At about 10,000 feet there is a wide band of hard rock which juts out as a cliff and this is the real problem of this route. We could have traversed to the right across the face to find a place where the stratum broke down and, as the event showed, this would probably have been the best course. However, we had seen from below, while passing the northwest corner, a line of white reaching without a break from the bottom to the top of the cliff and since this was shortly cut off from view, we knew there must be a chimney or narrow couloir where some part of the rock had broken away from the main body. This was a sure lead, barring some unexpected obstacle, and we made for that general direction, which meant keeping further to the left than we otherwise would have done.
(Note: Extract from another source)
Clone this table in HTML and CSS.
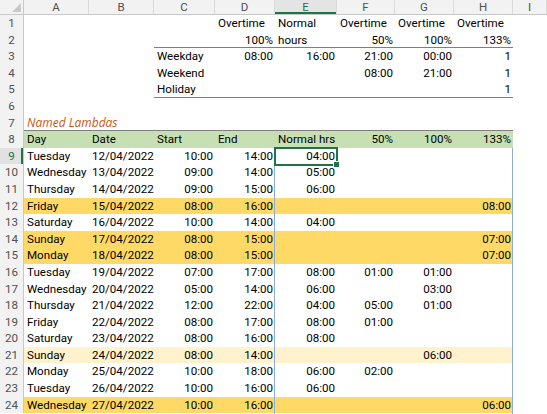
FILE: index.html
```html
<!DOCTYPE html>
<html>
<head>
<meta charset="utf-8">
<link rel="stylesheet" href="styles.css">
</head>
<body>
<div class="sheet">
  <div class="row colhead">
    <div class="corner"><svg width="9" height="9" viewBox="0 0 9 9"><polygon points="9,0 9,9 0,9" fill="#c8c8c8"/></svg></div>
    <div>A</div><div>B</div><div>C</div><div>D</div><div class="selcol">E</div><div>F</div><div>G</div><div>H</div><div>I</div>
  </div>

  <div class="row"><div class="rh">1</div><div class="c"></div><div class="c"></div><div class="c"></div><div class="c">Overtime</div><div class="c">Normal</div><div class="c">Overtime</div><div class="c">Overtime</div><div class="c">Overtime</div><div class="ci"></div></div>
  <div class="row"><div class="rh">2</div><div class="c"></div><div class="c"></div><div class="c bb"></div><div class="c r bb">100%</div><div class="c bb">hours</div><div class="c r bb">50%</div><div class="c r bb">100%</div><div class="c r bb">133%</div><div class="ci"></div></div>
  <div class="row"><div class="rh">3</div><div class="c"></div><div class="c"></div><div class="c">Weekday</div><div class="c r">08:00</div><div class="c r">16:00</div><div class="c r">21:00</div><div class="c r">00:00</div><div class="c r">1</div><div class="ci"></div></div>
  <div class="row"><div class="rh">4</div><div class="c"></div><div class="c"></div><div class="c">Weekend</div><div class="c r"></div><div class="c r"></div><div class="c r">08:00</div><div class="c r">21:00</div><div class="c r">1</div><div class="ci"></div></div>
  <div class="row"><div class="rh">5</div><div class="c"></div><div class="c"></div><div class="c bb">Holiday</div><div class="c bb"></div><div class="c bb"></div><div class="c bb"></div><div class="c bb"></div><div class="c r bb">1</div><div class="ci"></div></div>
  <div class="row"><div class="rh">6</div><div class="c"></div><div class="c"></div><div class="c"></div><div class="c"></div><div class="c"></div><div class="c"></div><div class="c"></div><div class="c"></div><div class="ci"></div></div>
  <div class="row"><div class="rh">7</div><div class="c bb lambda">Named Lambdas</div><div class="c bb"></div><div class="c bb"></div><div class="c bb"></div><div class="c bb"></div><div class="c bb"></div><div class="c bb"></div><div class="c bb"></div><div class="ci"></div></div>
  <div class="row green"><div class="rh">8</div><div class="c">Day</div><div class="c">Date</div><div class="c">Start</div><div class="c">End</div><div class="c">Normal hrs</div><div class="c r">50%</div><div class="c r">100%</div><div class="c r">133%</div><div class="ci"></div></div>

  <div class="row"><div class="rh selrow">9</div><div class="c">Tuesday</div><div class="c">12/04/2022</div><div class="c r">10:00</div><div class="c r">14:00</div><div class="c r">04:00</div><div class="c r"></div><div class="c r"></div><div class="c r"></div><div class="ci"></div></div>
  <div class="row"><div class="rh">10</div><div class="c">Wednesday</div><div class="c">13/04/2022</div><div class="c r">09:00</div><div class="c r">14:00</div><div class="c r">05:00</div><div class="c r"></div><div class="c r"></div><div class="c r"></div><div class="ci"></div></div>
  <div class="row"><div class="rh">11</div><div class="c">Thursday</div><div class="c">14/04/2022</div><div class="c r">09:00</div><div class="c r">15:00</div><div class="c r">06:00</div><div class="c r"></div><div class="c r"></div><div class="c r"></div><div class="ci"></div></div>
  <div class="row orange"><div class="rh">12</div><div class="c">Friday</div><div class="c">15/04/2022</div><div class="c r">08:00</div><div class="c r">16:00</div><div class="c r"></div><div class="c r"></div><div class="c r"></div><div class="c r">08:00</div><div class="ci"></div></div>
  <div class="row"><div class="rh">13</div><div class="c">Saturday</div><div class="c">16/04/2022</div><div class="c r">10:00</div><div class="c r">14:00</div><div class="c r">04:00</div><div class="c r"></div><div class="c r"></div><div class="c r"></div><div class="ci"></div></div>
  <div class="row orange"><div class="rh">14</div><div class="c">Sunday</div><div class="c">17/04/2022</div><div class="c r">08:00</div><div class="c r">15:00</div><div class="c r"></div><div class="c r"></div><div class="c r"></div><div class="c r">07:00</div><div class="ci"></div></div>
  <div class="row orange"><div class="rh">15</div><div class="c">Monday</div><div class="c">18/04/2022</div><div class="c r">08:00</div><div class="c r">15:00</div><div class="c r"></div><div class="c r"></div><div class="c r"></div><div class="c r">07:00</div><div class="ci"></div></div>
  <div class="row"><div class="rh">16</div><div class="c">Tuesday</div><div class="c">19/04/2022</div><div class="c r">07:00</div><div class="c r">17:00</div><div class="c r">08:00</div><div class="c r">01:00</div><div class="c r">01:00</div><div class="c r"></div><div class="ci"></div></div>
  <div class="row"><div class="rh">17</div><div class="c">Wednesday</div><div class="c">20/04/2022</div><div class="c r">05:00</div><div class="c r">14:00</div><div class="c r">06:00</div><div class="c r"></div><div class="c r">03:00</div><div class="c r"></div><div class="ci"></div></div>
  <div class="row"><div class="rh">18</div><div class="c">Thursday</div><div class="c">21/04/2022</div><div class="c r">12:00</div><div class="c r">22:00</div><div class="c r">04:00</div><div class="c r">05:00</div><div class="c r">01:00</div><div class="c r"></div><div class="ci"></div></div>
  <div class="row"><div class="rh">19</div><div class="c">Friday</div><div class="c">22/04/2022</div><div class="c r">08:00</div><div class="c r">17:00</div><div class="c r">08:00</div><div class="c r">01:00</div><div class="c r"></div><div class="c r"></div><div class="ci"></div></div>
  <div class="row"><div class="rh">20</div><div class="c">Saturday</div><div class="c">23/04/2022</div><div class="c r">08:00</div><div class="c r">16:00</div><div class="c r">08:00</div><div class="c r"></div><div class="c r"></div><div class="c r"></div><div class="ci"></div></div>
  <div class="row light"><div class="rh">21</div><div class="c">Sunday</div><div class="c">24/04/2022</div><div class="c r">08:00</div><div class="c r">14:00</div><div class="c r"></div><div class="c r"></div><div class="c r">06:00</div><div class="c r"></div><div class="ci"></div></div>
  <div class="row"><div class="rh">22</div><div class="c">Monday</div><div class="c">25/04/2022</div><div class="c r">10:00</div><div class="c r">18:00</div><div class="c r">06:00</div><div class="c r">02:00</div><div class="c r"></div><div class="c r"></div><div class="ci"></div></div>
  <div class="row"><div class="rh">23</div><div class="c">Tuesday</div><div class="c">26/04/2022</div><div class="c r">10:00</div><div class="c r">16:00</div><div class="c r">06:00</div><div class="c r"></div><div class="c r"></div><div class="c r"></div><div class="ci"></div></div>
  <div class="row orange"><div class="rh">24</div><div class="c">Wednesday</div><div class="c">27/04/2022</div><div class="c r">10:00</div><div class="c r">16:00</div><div class="c r"></div><div class="c r"></div><div class="c r"></div><div class="c r">06:00</div><div class="ci"></div></div>

  <div class="spill"></div>
  <div class="selection"><div class="handle"></div></div>
</div>
</body>
</html>
```

FILE: styles.css
```css
html, body {
  margin: 0;
  padding: 0;
  background: #ffffff;
}

.sheet {
  position: relative;
  width: 547px;
  height: 414px;
  overflow: hidden;
  font-family: Roboto, "Liberation Sans", sans-serif;
  font-size: 11.6px;
  color: #000000;
  background: #ffffff;
}

.row {
  display: grid;
  grid-template-columns: 24px 65px 65px 61px 60px 62px 58px 59px 59px 1fr;
  height: 16.6px;
  line-height: 16.6px;
}

.colhead {
  height: 15px;
  line-height: 14px;
  box-sizing: border-box;
  background: #f2f2f2;
  border-bottom: 1px solid #c8c8c8;
  color: #505050;
  font-size: 11.5px;
  text-align: center;
}

.colhead > div {
  border-right: 1px solid #dadada;
}

.colhead .corner {
  border-right: 1px solid #c8c8c8;
  display: flex;
  align-items: flex-end;
  justify-content: flex-end;
  padding: 0 2px 2px 0;
}

.colhead .selcol {
  background: #e4e4e4;
  color: #217346;
  box-shadow: inset 0 -2px 0 #217346;
}

.rh {
  background: #f2f2f2;
  border-right: 1px solid #c8c8c8;
  color: #505050;
  text-align: center;
  font-size: 11.6px;
}

.rh.selrow {
  background: #e1e1e1;
  color: #217346;
  box-shadow: inset -2px 0 0 #217346;
}

.c {
  padding: 0 2px 0 3px;
  white-space: nowrap;
  overflow: visible;
}

.r {
  text-align: right;
}

.bb {
  box-shadow: inset 0 -1px 0 #7f7f7f;
}

.lambda {
  color: #c55a11;
  font-family: "Open Sans", Roboto, sans-serif;
  font-style: italic;
  font-size: 12px;
}

.green .c {
  background: #c6e0b4;
}

.orange .c {
  background: #ffd966;
}

.light .c {
  background: #fff2cc;
}

.spill {
  position: absolute;
  left: 274px;
  top: 148px;
  width: 239px;
  height: 280px;
  box-sizing: border-box;
  border-left: 1px solid #8eaadb;
  border-right: 1px solid #8eaadb;
  pointer-events: none;
}

.selection {
  position: absolute;
  left: 274px;
  top: 147px;
  width: 64px;
  height: 18.6px;
  box-sizing: border-box;
  border: 2px solid #217346;
}

.selection .handle {
  position: absolute;
  right: -4px;
  bottom: -4px;
  width: 5px;
  height: 5px;
  background: #217346;
  border: 1px solid #ffffff;
}
```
So slow was our progress on this line, that it must have been 1:30 p. m. before we turned the corner of the rock and could look up the couloir. The rocks were too perpendicular and too much covered with ice to be of any use, but the ice was continuous in the center. A little later, we began to surmise that a straight up-and-down part of the lead might make trouble. It did. It was just an ice wall backed by rock so that you couldn’t even cut through it as a last resort. First, steps, or rather niches shoulder high, had to be cut rising towards the left. Then by chipping the ice off the rocks for a shoulder brace and making a side step for the right foot as a brace in the opposite direction and with a high finger-hold cut for the left hand, one could raise himself so that the head was above the ledge. Then holding that position, uncomfortable as it was, one had the right hand free to cut holds for the pull over the edge. We must have taken well over an hour and a half to overcome this small section. Anyway it was 3:20 when we climbed out on the side rocks and it took some ten minutes more to surmount the whole ledge to the snow on the upper west face. We could see the top now and as the way was clear, we took out ten minutes for refreshments. Except for a momentary halt at 10:45, we had worked steadily from the start; yet so absorbing was the climbing that none of us, I think, was conscious of either hunger or fatigue, or the time that had elapsed.
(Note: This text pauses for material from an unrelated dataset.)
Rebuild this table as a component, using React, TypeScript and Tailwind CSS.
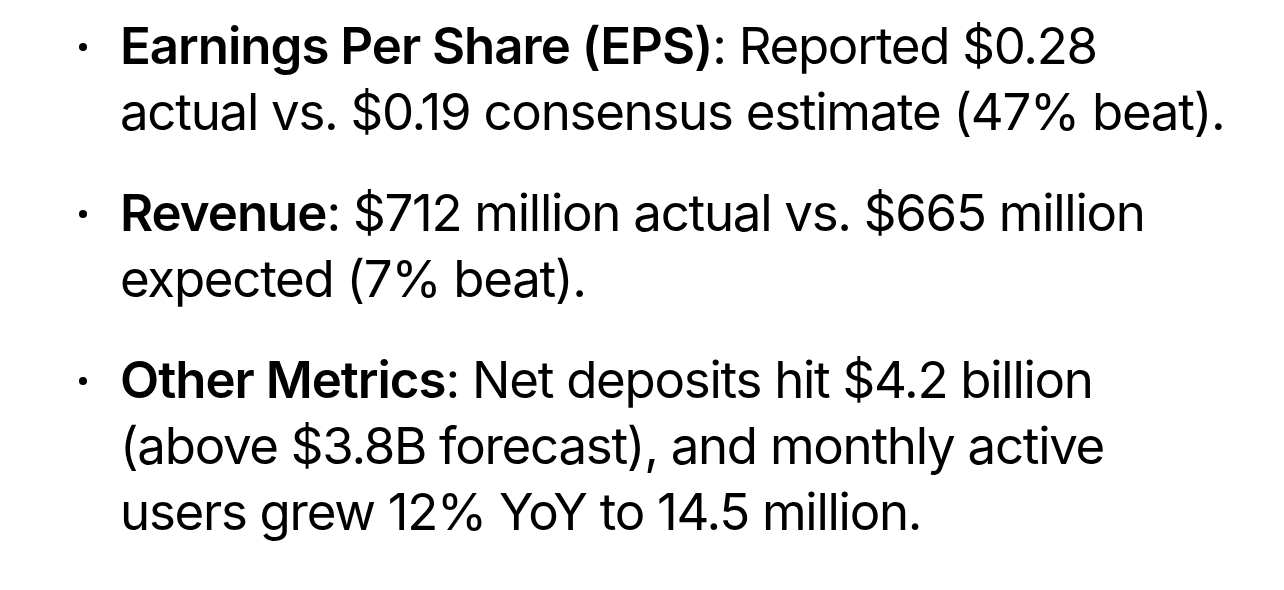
const items = [
  {
    label: "Earnings Per Share (EPS)",
    text: "Reported $0.28 actual vs. $0.19 consensus estimate (47% beat).",
  },
  {
    label: "Revenue",
    text: "$712 million actual vs. $665 million expected (7% beat).",
  },
  {
    label: "Other Metrics",
    text: "Net deposits hit $4.2 billion (above $3.8B forecast), and monthly active users grew 12% YoY to 14.5 million.",
  },
];

export default function App() {
  return (
    <main className="min-h-[590px] w-[1284px] bg-white font-['Inter','Liberation_Sans',sans-serif] text-black">
      <ul className="flex flex-col gap-[35px] pt-[13px] pl-[79px]">
        {items.map((item) => (
          <li key={item.label} className="flex text-[51px] leading-[66px] tracking-[-0.025em]">
            <span className="mt-[30px] mr-[33px] h-2 w-2 shrink-0 rounded-full bg-black" />
            <p className="w-[1122px]">
              <strong className="font-semibold tracking-[-0.02em]">{item.label}</strong>: {item.text}
            </p>
          </li>
        ))}
      </ul>
    </main>
  );
}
At 3:40 we started on the last part and now we could walk. Our aim was to get on the southwest arête just below the top ice crest and from there mount the cornice from the windward side. Except for a few small steps cut, it was walking all the way. We reached the west end of the ridge and at once proceeded across to the high point. The time there was exactly 4:52 and the elapsed time from the start just short of twelve hours.
Despite the late hour, the conditions were good for a long distance view. Mt. Ida and the Three Sisters stood out in the near distance to the north and beyond them a mass of lower mountains, covered lightly with snow, stretched out as far as one could see. Far to the south along the horizon, there were very large snow fields broken through by mountains that were obviously of major caliber. Not familiar with these mountains, I could not identify any of the groups, but Dr. Gilmour and Miss Buck pointed out Mt. Robson definitely and the Cariboos to the right. Far beyond in the distance were other ranges and they both felt sure that they could see Mt. Edith Cavell. Neither to the east nor west were there any groups to challenge attention.
It would have been fine to have traversed the whole ridge and it appeared to be easy. There were no bad breaks visible and it was not narrow enough to cause trouble. But five o’clock seemed fairly late to be on top of this particular mountain and the descent weighed on our minds. None of us thought it wise to attempt the same route down. Apart from difficulty the sun had been shining for some time on the steep snow slopes and it could not help being distinctly unsafe below the big cliff. So at 5:15 we started back for the west end of the crest and followed down the southwest arête. We determined to continue on that line until the rocks broke away and then work out on the southwest face and down if possible. We had not seen this face, but it was not likely to be any worse than the route up. It turned out to be much easier. The general pitch was less and there was snow only on top of the ledges and not enough to be troublesome. We descended three or four ledges and then traversed to the right well across towards the center. Lower down we traversed back to reach a snow tongue which led us down to the snowfield without further trouble. Then it was nine o’clock and forty-five minutes later we were back to the break in the ice cliffs up which we had come in the morning.
Three quarters of an hour more were used up on this part of the descent and if it had not been for three rappels which we used to hasten progress down the last ice terrace, the time would have been much longer. Thinking that some such occasion might arise, I had been carrying some wooden sticks all the way from base camp and now was a first-rate time to use them as pitons. In the growing darkness it would not have been easy to locate the steps and fingerholds in the ice.
It was too dark to find our steps of the morning or even to see the steps of the man ahead and since we were traversing a moderately steep slope and hopping crevasses on the glacier our progress was slow. We found that the conversation of tired people in these circumstances was not very enlivening at the time but afterwards it seemed funny enough. Finally at 2:40 a. m. we did get back to high camp and sleeping bags and had the satisfaction of seeing the moon rise at the same time.
In conclusion, Mt. Sir Alexander is a first-rate climb by any standard. The southwest face offers the easiest route unless the rocks are ice covered, but the sun acts to keep this face in generally good condition. The difference in snow and ice between the northwest and southwest faces was remarkable. One day’s sunlight had practically cleared the rocks. The northeast arête fairly cries to be climbed and anyone reading Donald Phillip’s account will be convinced that it offers a fine opportunity. Once on top, the traverse of the ridge will be easy unless conditions are radically different than they were this year.
We used a hundred-foot rope for three of us and in a few places that length was none too much, but for the most part, it was a trouble to handle. In three different parts of the route crampons would have been very useful but we found at Jasper that we had different types and unless the party is equipped alike, there is very little use in carrying them at all. Much of the route had to be cut, anyway, and a large part was easy enough without them. However the hour or more that they would have saved us in the morning, might have allowed us to go across the whole ridge and perhaps tried the descent of the northeast arête if the top did not look too formidable.
The principal thing that one needs in going after these northern mountains is time and lots of it. The weather conditions are too unreliable to depend on rushing matters and if one hangs his whole summer on such an expedition, it would be grevious to fail because of a bad spell of weather at the critical time.